Aim:
Compile every line that includes the word "index".

Recorded information:
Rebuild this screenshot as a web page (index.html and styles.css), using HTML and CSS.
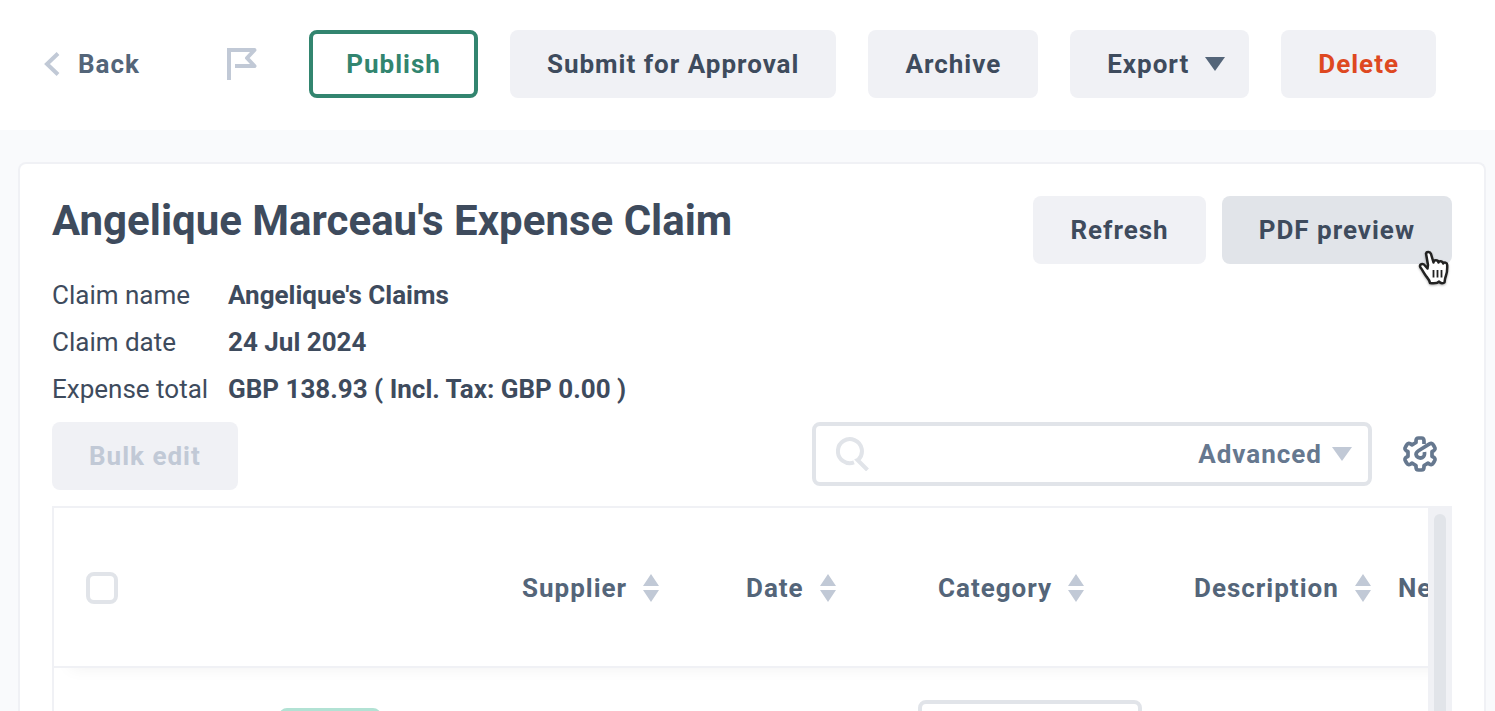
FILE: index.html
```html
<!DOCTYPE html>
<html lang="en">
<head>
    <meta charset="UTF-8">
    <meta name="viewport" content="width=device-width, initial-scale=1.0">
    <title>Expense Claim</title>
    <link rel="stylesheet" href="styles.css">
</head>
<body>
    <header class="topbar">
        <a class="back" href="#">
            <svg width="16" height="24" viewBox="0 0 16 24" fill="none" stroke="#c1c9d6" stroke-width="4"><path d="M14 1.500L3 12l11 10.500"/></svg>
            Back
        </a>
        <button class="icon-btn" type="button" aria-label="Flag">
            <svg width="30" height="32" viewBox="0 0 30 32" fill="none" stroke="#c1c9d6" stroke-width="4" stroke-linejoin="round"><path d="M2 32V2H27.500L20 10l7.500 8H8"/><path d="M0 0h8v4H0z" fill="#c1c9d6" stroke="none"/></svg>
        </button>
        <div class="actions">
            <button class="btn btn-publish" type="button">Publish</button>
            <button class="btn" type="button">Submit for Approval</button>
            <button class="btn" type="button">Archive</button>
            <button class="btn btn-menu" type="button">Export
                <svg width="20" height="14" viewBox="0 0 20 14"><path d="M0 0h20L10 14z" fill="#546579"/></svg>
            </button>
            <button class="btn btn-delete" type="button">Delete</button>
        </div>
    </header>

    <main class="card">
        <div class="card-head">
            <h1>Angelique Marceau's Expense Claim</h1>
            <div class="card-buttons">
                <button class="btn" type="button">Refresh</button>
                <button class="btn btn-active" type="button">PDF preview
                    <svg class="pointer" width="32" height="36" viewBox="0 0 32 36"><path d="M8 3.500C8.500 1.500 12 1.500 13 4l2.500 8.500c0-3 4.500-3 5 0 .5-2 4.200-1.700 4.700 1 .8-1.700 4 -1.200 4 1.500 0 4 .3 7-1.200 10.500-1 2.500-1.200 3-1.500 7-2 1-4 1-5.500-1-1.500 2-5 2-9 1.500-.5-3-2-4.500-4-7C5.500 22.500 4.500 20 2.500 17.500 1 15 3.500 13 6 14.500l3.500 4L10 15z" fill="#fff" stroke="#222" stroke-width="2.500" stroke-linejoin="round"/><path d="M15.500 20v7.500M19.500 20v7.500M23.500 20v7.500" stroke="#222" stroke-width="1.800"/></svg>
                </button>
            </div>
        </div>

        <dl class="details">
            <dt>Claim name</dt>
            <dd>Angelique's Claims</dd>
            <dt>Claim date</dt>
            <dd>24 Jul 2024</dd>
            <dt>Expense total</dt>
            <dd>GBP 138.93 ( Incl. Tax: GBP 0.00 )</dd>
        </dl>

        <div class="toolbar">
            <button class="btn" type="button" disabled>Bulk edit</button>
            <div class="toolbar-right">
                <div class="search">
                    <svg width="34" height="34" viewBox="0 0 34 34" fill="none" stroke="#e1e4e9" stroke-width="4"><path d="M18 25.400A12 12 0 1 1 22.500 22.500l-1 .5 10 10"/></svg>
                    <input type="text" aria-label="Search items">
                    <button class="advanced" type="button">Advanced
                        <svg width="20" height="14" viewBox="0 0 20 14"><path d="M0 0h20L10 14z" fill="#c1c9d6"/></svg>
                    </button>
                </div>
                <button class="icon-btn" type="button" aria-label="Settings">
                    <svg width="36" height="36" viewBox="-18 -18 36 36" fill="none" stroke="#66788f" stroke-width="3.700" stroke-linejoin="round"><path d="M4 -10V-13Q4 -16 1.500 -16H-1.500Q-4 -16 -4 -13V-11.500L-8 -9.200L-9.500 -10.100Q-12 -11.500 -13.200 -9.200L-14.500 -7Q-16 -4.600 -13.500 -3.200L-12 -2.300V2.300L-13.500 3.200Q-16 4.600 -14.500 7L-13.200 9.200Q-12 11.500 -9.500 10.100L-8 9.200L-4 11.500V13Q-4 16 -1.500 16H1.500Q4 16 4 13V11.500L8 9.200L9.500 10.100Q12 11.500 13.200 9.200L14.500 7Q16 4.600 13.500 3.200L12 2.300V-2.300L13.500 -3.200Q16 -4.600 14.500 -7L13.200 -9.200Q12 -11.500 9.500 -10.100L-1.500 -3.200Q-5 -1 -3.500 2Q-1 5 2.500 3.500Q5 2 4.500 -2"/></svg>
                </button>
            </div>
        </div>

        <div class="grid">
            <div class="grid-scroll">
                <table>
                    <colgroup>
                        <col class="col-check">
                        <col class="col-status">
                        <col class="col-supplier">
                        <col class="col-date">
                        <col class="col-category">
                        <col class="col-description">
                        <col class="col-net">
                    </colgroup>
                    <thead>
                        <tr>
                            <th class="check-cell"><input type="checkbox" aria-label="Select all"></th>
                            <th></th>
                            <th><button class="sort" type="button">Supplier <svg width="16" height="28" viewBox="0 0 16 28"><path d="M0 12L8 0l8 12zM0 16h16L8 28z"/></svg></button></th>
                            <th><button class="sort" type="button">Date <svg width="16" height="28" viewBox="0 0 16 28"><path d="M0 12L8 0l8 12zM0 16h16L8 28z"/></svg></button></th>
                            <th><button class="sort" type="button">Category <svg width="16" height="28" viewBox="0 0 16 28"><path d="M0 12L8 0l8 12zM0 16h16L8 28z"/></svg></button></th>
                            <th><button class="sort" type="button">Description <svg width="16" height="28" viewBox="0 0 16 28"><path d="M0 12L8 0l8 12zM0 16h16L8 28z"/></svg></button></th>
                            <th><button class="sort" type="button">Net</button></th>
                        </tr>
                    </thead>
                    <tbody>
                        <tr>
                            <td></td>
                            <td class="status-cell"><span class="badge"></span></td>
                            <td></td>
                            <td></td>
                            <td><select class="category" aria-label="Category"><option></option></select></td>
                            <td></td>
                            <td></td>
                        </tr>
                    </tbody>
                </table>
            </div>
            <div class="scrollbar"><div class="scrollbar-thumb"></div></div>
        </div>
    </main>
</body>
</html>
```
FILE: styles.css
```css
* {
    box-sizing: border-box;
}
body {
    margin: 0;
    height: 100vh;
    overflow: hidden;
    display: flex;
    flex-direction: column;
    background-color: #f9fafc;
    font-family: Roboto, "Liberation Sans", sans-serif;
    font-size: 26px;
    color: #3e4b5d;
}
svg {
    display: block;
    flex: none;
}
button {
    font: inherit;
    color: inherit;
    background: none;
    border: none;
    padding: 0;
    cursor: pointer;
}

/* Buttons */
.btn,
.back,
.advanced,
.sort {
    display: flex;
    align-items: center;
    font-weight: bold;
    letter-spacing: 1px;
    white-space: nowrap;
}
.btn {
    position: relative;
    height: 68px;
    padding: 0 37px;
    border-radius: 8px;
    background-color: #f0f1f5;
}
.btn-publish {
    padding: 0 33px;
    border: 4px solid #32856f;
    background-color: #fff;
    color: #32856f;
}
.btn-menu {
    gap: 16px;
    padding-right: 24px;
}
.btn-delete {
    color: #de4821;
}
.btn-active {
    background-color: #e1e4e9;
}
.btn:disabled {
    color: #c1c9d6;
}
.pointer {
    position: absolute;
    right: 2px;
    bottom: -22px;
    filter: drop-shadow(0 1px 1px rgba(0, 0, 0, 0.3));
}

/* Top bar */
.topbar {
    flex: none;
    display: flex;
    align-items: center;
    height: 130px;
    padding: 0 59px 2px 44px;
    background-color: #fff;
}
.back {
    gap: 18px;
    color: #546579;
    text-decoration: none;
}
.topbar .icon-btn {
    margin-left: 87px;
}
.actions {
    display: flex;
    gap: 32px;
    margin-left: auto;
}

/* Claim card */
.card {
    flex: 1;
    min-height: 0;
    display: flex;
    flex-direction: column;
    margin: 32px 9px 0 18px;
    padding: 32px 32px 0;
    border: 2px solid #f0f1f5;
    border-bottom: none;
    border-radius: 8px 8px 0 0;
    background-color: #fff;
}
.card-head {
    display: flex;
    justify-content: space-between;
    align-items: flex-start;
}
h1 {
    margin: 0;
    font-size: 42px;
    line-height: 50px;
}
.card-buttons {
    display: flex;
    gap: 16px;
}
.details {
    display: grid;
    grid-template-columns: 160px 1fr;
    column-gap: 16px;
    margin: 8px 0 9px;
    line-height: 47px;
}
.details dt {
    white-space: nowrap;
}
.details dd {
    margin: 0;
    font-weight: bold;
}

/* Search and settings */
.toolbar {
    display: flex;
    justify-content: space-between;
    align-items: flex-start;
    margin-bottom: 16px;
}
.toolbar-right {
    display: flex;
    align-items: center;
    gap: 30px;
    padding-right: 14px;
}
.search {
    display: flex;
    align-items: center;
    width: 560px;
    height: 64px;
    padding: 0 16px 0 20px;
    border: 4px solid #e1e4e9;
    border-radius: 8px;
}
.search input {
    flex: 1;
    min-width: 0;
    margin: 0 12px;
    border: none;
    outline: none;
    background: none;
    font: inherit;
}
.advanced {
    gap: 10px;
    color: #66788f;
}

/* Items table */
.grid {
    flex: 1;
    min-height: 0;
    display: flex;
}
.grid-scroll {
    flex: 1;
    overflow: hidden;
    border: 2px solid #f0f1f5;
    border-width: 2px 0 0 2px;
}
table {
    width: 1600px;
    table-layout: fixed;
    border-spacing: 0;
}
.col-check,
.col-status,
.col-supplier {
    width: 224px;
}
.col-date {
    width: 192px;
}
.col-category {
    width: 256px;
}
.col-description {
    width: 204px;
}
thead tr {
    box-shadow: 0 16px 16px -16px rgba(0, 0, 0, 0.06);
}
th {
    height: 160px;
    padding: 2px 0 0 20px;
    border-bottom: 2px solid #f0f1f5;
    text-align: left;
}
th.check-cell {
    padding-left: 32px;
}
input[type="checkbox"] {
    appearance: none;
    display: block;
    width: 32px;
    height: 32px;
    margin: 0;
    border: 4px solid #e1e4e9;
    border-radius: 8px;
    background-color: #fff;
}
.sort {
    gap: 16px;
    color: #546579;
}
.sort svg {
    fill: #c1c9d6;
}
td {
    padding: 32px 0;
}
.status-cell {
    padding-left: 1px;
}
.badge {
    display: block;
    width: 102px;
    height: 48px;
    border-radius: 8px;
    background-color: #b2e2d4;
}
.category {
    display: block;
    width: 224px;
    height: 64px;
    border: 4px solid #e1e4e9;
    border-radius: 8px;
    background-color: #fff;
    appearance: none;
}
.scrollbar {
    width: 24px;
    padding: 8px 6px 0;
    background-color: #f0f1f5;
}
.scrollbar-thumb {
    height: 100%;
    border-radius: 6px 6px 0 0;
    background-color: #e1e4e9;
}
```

Answer for this exercise:
Rebuild this screenshot as a web page (index.html and styles.css), using HTML and CSS.
FILE: index.html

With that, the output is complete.